A Quick Introduction to Graphviz - jworthe
https://www.worthe-it.co.za/programming/2017/09/19/quick-introduction-to-graphviz.html
======
MurrayHill1980
Thank you all for the comments and suggestions. Most of the criticisms are
quite fair: graph language improvements, modernization including default
styles that aren't from 1980, bring Javascript interfaces like viz.js into the
code base, coding multithreaded solvers, etc. Emden Gansner and I left AT&T a
few years ago (in my case, it was AT&T's idea not mine) and we have not put a
lot of work into the code lately. Emden's done a lot to move the website to
gitlab.com that is about ready to go (instead of hosting the site in a VM on a
1.1Ghz Pentium or whatever we left in the rednet closet in AT&T.) We have a
small backlog of algorithmic improvements. For instance, Emden implemented
Ulrik Brandes' "untangling hairballs" algorithm but it's not in the code base.
I realize this is a standard open source refrain, but "if anyone knows how we
could support ourselves by working on this, let us know."
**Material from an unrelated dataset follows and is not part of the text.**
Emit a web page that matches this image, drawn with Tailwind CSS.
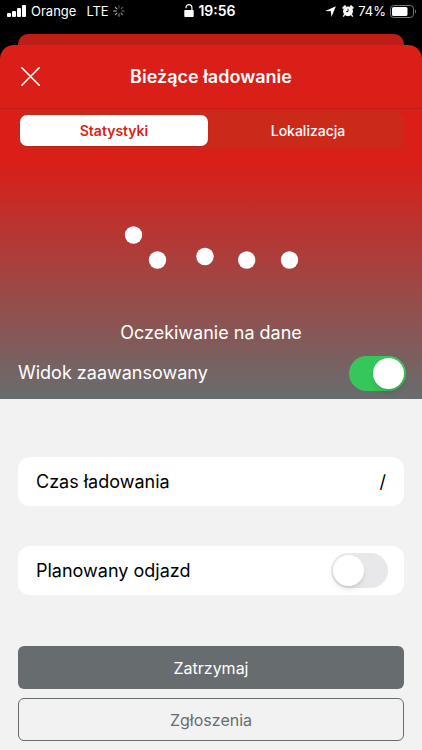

Some of the main lessons from this software, which can be applied by other
projects:

\- For certain applications, people need rich types of diagrams, not just dots
and lines. Many automatic tools including ours often still do not reach the
quality of the best handmade diagrams.

\- We can benefit from using more general systems of constraints, and this
area of research deserves further study and exploration.

\- Interaction, complex APIs, embedding your software in bigger, more
elaborate systems is great, but presents some users with a lot of complication
that is too costly to surmount.

\- Documenting your work in a way that makes it accessible is as important as
the work itself. We did fall short there.

We're grateful we had a good run with graphviz.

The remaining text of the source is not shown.